Skill trigger matching is fragile. Skills auto-load based on description matching against the user’s request. This is fundamentally fuzzy. Sometimes the wrong skill loads. Sometimes the right skill doesn’t. I’ve added a hook-based nudge layer to compensate, but it’s a patch on an imprecise foundation.

What actually matters

If you’re building CLI tooling for AI agents, the article is right that CLI is the format. Here’s what I’d add from building 200 of them:

The output contract matters more than the execution. A CLI that prints text works today because models are good at parsing. A CLI that returns a JSON envelope with next_actions works tomorrow because the contract is explicit. Build the envelope.

Skills are the missing layer. A CLI without a skill is a tool without judgment. The skill tells the agent when to use it, how to use it, and what to do with the result. This is not documentation. It’s runtime behavior that auto-loads on context match.

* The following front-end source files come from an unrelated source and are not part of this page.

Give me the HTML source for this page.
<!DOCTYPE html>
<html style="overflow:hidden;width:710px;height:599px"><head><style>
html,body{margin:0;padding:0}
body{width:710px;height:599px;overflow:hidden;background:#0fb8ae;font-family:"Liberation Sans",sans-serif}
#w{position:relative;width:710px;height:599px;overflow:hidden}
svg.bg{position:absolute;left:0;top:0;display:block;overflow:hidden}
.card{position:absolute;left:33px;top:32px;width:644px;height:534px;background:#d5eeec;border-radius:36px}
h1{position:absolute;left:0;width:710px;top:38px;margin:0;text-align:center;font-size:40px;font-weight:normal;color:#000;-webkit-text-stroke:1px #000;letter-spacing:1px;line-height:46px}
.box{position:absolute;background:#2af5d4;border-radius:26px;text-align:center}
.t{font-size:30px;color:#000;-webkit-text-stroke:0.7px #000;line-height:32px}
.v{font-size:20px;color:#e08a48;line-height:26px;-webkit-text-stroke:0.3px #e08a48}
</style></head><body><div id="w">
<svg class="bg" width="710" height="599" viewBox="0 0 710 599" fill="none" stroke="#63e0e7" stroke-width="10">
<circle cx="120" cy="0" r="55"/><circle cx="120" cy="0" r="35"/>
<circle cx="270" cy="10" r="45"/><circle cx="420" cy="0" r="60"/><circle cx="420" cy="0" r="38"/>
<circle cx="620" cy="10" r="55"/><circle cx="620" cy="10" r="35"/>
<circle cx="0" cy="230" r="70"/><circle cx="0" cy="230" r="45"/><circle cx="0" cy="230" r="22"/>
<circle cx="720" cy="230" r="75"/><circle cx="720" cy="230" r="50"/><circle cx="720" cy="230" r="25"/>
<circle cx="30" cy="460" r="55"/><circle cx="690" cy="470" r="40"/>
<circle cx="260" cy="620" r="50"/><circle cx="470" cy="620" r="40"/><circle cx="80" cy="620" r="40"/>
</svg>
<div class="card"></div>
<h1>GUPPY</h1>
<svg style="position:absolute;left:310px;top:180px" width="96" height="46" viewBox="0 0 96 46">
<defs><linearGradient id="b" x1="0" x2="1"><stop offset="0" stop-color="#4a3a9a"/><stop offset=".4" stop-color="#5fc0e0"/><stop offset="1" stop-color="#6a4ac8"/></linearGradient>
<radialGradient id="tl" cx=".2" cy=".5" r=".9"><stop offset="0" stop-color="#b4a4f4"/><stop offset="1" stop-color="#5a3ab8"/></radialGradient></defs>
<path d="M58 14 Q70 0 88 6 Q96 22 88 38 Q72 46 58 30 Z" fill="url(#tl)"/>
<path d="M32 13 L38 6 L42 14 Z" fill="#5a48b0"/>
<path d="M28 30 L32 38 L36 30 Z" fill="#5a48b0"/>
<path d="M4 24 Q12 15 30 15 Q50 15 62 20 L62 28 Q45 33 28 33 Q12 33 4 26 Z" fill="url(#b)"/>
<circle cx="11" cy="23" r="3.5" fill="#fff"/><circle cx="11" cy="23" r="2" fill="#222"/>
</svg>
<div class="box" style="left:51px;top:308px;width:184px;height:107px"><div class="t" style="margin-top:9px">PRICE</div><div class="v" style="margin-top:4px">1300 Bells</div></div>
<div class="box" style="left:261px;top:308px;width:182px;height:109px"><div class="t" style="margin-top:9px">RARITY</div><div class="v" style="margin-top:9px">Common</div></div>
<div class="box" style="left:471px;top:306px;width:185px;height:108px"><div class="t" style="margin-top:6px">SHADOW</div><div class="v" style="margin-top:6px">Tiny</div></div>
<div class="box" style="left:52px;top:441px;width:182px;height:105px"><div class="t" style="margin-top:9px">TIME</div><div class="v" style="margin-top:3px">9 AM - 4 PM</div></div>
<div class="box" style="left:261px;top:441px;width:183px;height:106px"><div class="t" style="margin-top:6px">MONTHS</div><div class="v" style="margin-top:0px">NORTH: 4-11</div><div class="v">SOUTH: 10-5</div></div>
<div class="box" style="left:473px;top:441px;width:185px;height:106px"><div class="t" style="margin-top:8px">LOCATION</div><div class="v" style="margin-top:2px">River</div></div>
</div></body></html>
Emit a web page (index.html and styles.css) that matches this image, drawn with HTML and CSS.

Don’t package what doesn’t need packaging. The urge to share is strong. Apply the distribution test first. Most tools are personal infrastructure. That’s fine. A folder in a monorepo is the right answer 98% of the time.

Pick the reversible direction. If you’re choosing between CLI and MCP and you genuinely can’t decide, CLI wins. Not because it’s better. Because you can change your mind.